== Written exercise ==
Read the listing and extract each line that includes the word "React".

== Task input ==
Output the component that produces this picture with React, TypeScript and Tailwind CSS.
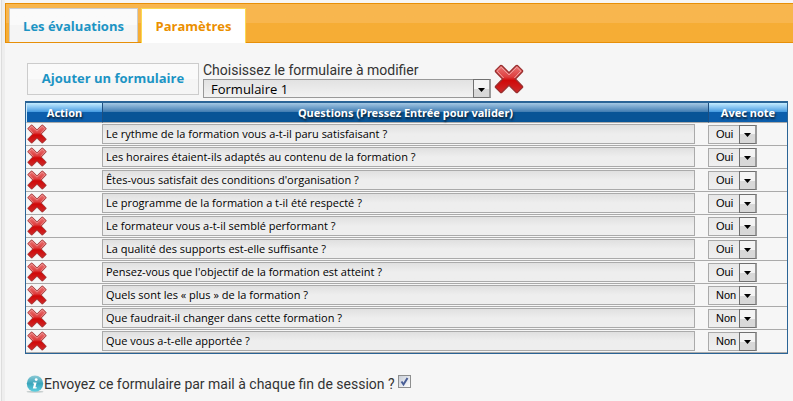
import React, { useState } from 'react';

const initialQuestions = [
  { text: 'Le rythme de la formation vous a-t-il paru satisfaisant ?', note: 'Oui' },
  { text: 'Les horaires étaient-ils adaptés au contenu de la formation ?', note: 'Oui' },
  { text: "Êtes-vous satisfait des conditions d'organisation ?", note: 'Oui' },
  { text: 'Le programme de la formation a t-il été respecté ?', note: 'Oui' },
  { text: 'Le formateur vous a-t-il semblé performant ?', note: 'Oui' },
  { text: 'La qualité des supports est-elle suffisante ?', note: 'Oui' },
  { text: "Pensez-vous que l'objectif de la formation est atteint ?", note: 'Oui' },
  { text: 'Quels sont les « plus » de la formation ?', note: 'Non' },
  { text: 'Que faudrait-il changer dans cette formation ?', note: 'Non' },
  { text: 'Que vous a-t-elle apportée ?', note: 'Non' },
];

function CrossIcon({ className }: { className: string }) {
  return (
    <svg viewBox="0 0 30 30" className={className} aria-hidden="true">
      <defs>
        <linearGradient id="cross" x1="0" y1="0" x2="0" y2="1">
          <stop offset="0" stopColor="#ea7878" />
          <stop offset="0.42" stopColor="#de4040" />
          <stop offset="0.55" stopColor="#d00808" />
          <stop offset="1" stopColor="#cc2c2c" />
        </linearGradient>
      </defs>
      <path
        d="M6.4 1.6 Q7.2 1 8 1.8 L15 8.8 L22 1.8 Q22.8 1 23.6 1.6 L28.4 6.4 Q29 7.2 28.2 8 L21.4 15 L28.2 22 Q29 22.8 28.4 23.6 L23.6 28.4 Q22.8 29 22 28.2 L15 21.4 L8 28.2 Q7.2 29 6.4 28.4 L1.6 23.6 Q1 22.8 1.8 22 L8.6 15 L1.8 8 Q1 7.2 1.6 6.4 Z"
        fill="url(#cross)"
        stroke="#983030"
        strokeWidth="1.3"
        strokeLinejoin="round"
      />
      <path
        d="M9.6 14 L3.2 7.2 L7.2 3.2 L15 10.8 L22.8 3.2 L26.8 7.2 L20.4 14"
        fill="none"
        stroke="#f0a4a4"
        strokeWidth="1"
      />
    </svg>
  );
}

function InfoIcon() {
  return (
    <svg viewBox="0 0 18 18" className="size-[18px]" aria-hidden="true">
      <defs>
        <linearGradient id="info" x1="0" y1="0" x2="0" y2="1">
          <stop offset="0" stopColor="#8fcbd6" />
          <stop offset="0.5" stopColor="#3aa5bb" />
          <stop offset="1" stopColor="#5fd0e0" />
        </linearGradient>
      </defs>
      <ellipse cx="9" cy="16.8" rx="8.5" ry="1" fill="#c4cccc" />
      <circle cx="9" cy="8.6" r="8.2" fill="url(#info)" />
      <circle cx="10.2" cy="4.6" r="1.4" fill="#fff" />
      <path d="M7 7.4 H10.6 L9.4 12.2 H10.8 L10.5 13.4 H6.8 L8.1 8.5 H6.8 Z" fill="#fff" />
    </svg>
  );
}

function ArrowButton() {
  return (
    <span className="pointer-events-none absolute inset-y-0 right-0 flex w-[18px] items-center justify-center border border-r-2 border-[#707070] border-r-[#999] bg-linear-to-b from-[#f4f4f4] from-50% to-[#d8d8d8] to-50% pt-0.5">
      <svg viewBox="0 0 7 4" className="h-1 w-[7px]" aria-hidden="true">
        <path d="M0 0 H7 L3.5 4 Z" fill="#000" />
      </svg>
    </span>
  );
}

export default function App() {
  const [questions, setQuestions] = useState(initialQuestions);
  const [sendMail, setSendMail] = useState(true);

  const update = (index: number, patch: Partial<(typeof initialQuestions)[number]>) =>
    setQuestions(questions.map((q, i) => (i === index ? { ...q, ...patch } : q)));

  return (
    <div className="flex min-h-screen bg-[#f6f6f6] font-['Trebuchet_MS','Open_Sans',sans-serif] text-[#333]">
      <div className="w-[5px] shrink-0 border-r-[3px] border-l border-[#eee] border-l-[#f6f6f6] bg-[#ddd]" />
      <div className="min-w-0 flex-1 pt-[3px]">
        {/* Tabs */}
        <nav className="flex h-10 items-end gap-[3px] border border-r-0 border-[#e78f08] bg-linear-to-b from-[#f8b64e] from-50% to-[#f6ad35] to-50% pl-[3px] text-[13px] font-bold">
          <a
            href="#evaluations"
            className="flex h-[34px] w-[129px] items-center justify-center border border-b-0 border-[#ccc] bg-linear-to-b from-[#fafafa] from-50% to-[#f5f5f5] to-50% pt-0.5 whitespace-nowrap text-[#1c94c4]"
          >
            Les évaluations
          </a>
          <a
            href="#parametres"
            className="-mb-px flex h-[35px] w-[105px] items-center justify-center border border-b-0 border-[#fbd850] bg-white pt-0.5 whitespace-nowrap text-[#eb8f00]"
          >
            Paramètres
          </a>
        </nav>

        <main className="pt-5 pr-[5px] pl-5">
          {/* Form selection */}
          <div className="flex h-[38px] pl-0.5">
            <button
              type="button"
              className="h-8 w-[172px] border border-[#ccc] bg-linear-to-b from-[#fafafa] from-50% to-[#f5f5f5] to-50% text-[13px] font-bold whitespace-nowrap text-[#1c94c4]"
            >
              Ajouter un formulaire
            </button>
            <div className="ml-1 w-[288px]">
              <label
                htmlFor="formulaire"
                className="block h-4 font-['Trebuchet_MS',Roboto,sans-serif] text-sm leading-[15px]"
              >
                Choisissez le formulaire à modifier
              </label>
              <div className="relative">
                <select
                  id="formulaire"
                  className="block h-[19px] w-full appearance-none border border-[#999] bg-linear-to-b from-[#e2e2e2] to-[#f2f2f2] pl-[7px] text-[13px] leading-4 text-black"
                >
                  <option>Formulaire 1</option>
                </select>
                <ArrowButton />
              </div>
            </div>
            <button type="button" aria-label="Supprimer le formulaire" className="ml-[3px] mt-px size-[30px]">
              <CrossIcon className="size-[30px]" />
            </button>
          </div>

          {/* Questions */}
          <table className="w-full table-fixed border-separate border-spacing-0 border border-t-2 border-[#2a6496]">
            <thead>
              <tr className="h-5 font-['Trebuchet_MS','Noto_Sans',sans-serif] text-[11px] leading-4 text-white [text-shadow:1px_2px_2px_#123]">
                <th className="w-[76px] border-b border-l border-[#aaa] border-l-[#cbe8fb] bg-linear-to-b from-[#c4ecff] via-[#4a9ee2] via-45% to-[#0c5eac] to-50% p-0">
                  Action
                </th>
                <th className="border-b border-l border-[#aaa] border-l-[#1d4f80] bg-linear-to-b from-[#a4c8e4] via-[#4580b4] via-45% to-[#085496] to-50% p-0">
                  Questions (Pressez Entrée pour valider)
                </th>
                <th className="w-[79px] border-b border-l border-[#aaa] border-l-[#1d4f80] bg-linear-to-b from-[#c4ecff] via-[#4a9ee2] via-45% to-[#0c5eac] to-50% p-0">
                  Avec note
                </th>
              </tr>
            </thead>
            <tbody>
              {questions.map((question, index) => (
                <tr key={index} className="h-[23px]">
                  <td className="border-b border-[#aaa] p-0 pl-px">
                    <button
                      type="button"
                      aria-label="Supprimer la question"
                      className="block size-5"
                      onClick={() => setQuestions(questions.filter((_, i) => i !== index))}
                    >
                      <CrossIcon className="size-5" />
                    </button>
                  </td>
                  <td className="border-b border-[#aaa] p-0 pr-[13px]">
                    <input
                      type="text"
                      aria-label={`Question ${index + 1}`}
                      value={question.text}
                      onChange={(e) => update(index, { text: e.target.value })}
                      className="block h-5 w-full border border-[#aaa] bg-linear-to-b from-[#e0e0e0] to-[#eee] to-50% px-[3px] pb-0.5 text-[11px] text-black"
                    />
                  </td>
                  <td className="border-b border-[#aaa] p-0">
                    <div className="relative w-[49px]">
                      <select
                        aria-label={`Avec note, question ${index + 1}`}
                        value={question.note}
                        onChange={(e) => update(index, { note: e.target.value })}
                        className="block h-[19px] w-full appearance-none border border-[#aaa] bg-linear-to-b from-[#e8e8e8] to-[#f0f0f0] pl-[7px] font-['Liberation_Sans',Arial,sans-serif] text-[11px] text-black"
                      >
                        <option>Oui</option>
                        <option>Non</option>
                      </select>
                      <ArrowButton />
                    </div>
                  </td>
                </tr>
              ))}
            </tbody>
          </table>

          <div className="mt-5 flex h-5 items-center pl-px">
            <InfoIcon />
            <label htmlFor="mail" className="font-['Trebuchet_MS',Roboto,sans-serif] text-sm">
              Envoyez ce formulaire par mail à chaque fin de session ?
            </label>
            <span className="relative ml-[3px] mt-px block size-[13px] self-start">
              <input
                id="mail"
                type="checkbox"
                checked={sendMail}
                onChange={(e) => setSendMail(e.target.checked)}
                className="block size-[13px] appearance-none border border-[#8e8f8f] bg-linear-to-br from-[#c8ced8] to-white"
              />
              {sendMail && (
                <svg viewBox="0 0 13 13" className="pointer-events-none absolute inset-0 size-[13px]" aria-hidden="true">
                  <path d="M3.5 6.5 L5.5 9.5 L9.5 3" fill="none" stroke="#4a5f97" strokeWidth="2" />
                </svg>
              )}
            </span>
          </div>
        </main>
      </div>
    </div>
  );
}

---

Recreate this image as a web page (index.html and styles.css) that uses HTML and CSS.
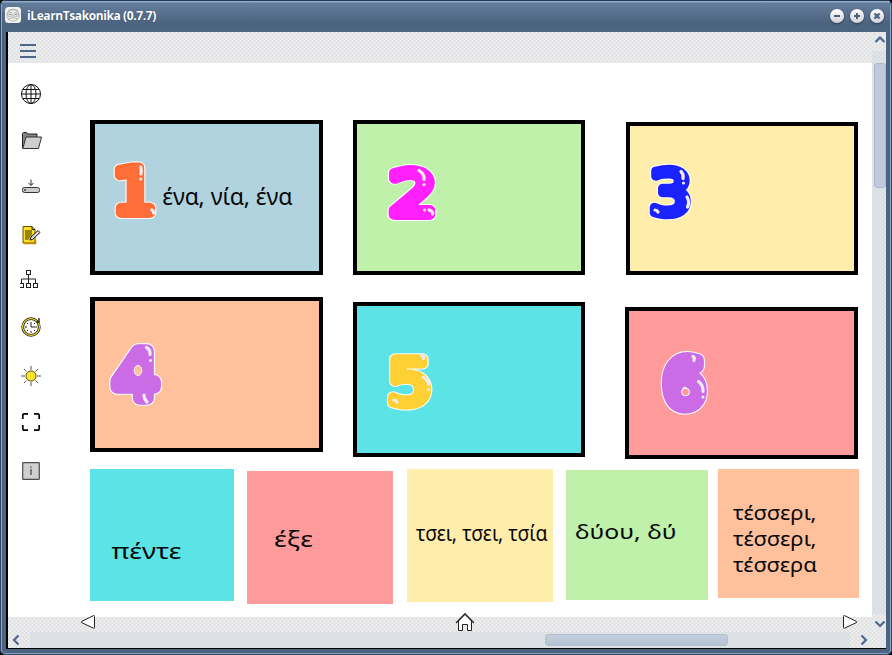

== Finished task ==
Output the component that produces this picture with React, TypeScript and Tailwind CSS.
import React, { useState } from 'react';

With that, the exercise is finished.